I kept my eyes on the glow, expecting a shadowy figure to pass before it. This was only my second time in a cemetery; mo
st of my experience with them came from horror movies.
The fact that Susan Haldeman’s body had been found nearby should have made this outing seem stupid. But I was accompanied by a vampire and a soon-to-be Control Enforcement agent. As bridal parties went, this one had high ass-kicking potential.
To lower the creep factor, I kept Lori talking. “So the Underground Railroad went through Sherwood?”
“It went through everywhere. It was so secret that most of the places still aren’t known. This one’s been confirmed.” She drew an imaginary line from the chapel toward town. “It had an actual tunnel that led to one of the churches in Sherwood.”
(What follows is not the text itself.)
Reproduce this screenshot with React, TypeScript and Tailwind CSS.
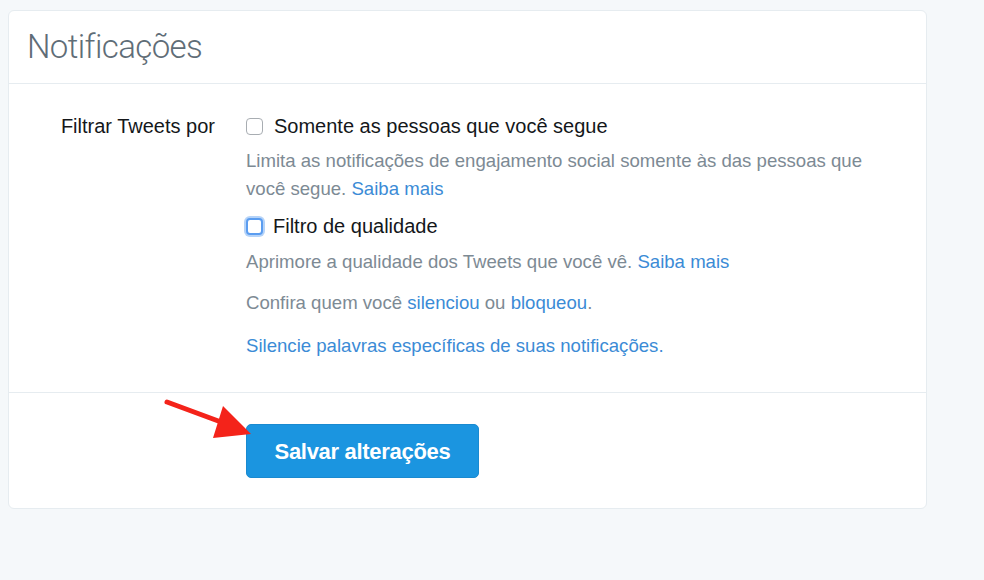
import React from 'react'

function Checkbox({ focused = false }: { focused?: boolean }) {
    return (
        <span
            className={
                'inline-block w-[17px] h-[17px] rounded-[4px] bg-white shrink-0 ' +
                (focused
                    ? 'border-2 border-[#5b9df0] shadow-[0_0_0_2px_rgba(91,157,240,0.45)]'
                    : 'border border-[#a8adb2]')
            }
        />
    )
}

export default function App() {
    const font = { fontFamily: '"Liberation Sans", Arial, sans-serif' }

    return (
        <div className="min-h-screen bg-[#f5f8fa] pt-[10px] pl-[8px]" style={font}>
            <div className="relative w-[919px] h-[499px] bg-white border border-[#e6ecf0] rounded-[6px] flex flex-col">
                {/* Header */}
                <div className="h-[73px] border-b border-[#e6ecf0] flex items-center pl-[18px] shrink-0">
                    <h1
                        className="text-[33px] font-light text-[#5f6d77] tracking-[-0.6px]"
                        style={{ fontFamily: 'Roboto, "Liberation Sans", sans-serif' }}
                    >
                        Notificações
                    </h1>
                </div>

                {/* Body */}
                <div className="h-[309px] border-b border-[#e6ecf0] pt-[28px] flex shrink-0">
                    <div className="w-[206px] text-right text-[20px] leading-[28px] text-[#14171a]">
                        Filtrar Tweets por
                    </div>
                    <div className="pl-[31px] flex flex-col">
                        <label className="flex items-center gap-[11px] text-[20px] leading-[28px] text-[#14171a]">
                            <Checkbox />
                            Somente as pessoas que você segue
                        </label>
                        <p className="mt-[7px] text-[18.6px] leading-[28px] text-[#7d8a94] w-[640px]">
                            Limita as notificações de engajamento social somente às das pessoas que você segue.{' '}
                            <a className="text-[#3b8bd6]">Saiba mais</a>
                        </p>
                        <label className="mt-[9px] flex items-center gap-[10px] text-[20px] leading-[28px] text-[#14171a]">
                            <Checkbox focused />
                            Filtro de qualidade
                        </label>
                        <p className="mt-[8px] text-[18.6px] leading-[28px] text-[#7d8a94]">
                            Aprimore a qualidade dos Tweets que você vê.{' '}
                            <a className="text-[#3b8bd6]">Saiba mais</a>
                        </p>
                        <p className="mt-[13px] text-[18.6px] leading-[28px] text-[#7d8a94]">
                            Confira quem você <a className="text-[#3b8bd6]">silenciou</a> ou{' '}
                            <a className="text-[#3b8bd6]">bloqueou</a>.
                        </p>
                        <p className="mt-[15px] text-[18.6px] leading-[28px] text-[#3b8bd6]">
                            Silencie palavras específicas de suas notificações.
                        </p>
                    </div>
                </div>

                {/* Footer */}
                <div className="flex-1 pt-[31px] pl-[237px]">
                    <button className="w-[233px] h-[54px] rounded-[5px] bg-[#1b95e0] border border-[#1a8ad0] text-white font-bold text-[22px] tracking-[-0.3px]">
                        Salvar alterações
                    </button>
                </div>

                {/* Red annotation arrow */}
                <svg
                    className="absolute left-[150px] top-[385px] pointer-events-none"
                    width="110"
                    height="60"
                    viewBox="0 0 110 60"
                >
                    <line x1="8" y1="6" x2="62" y2="26" stroke="#f4231a" strokeWidth="5" strokeLinecap="round" />
                    <polygon points="64,10 54,42 92,38" fill="#f4231a" />
                </svg>
            </div>
        </div>
    )
}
“Is the tunnel still there?” Regina asked.
“It’s sealed off. Probably collapsed by now.”
“Shh!” Tina glared at us, apparently having sobered up during the walk to the cemetery. “Ghosts prefer quiet.”
“Nuh-uh.” Regina clapped her hands together, cupped for maximum volume. “I saw Poltergeist a million times. Those ghosts were loud.”
Tina flapped her arms. “Poltergeists haunt houses. The ones in cemeteries prefer to be left in peace.”
My skin prickled. “If I believed in ghosts, I would say that maybe peace is where we should leave them.”
Lori caught up to her fellow SPITters. They whispered among themselves, sweeping their EMF readers, each covering a different sector or whatever.
At least it had stopped raining. The blacktop of the cemetery lane still glistened, and I had to weave to avoid soaking my pink high-tops in the puddles.
A breeze stirred the bare-branched trees scattered throughout the cemetery. I unbuttoned my jacket to let the cool, damp night air soak the skin of my neck. A week from now, I could be in my own grave after my brain swelled out of my skull and my body baked from the inside, like a potato in a microwave.
The thought made me giggle, partly at the image of a giant microwave and partly with the euphoria of being not yet dead.
“I’ve never seen you this pissed,” Regina said.
I turned to face her, walking backward. “I’m not mad.”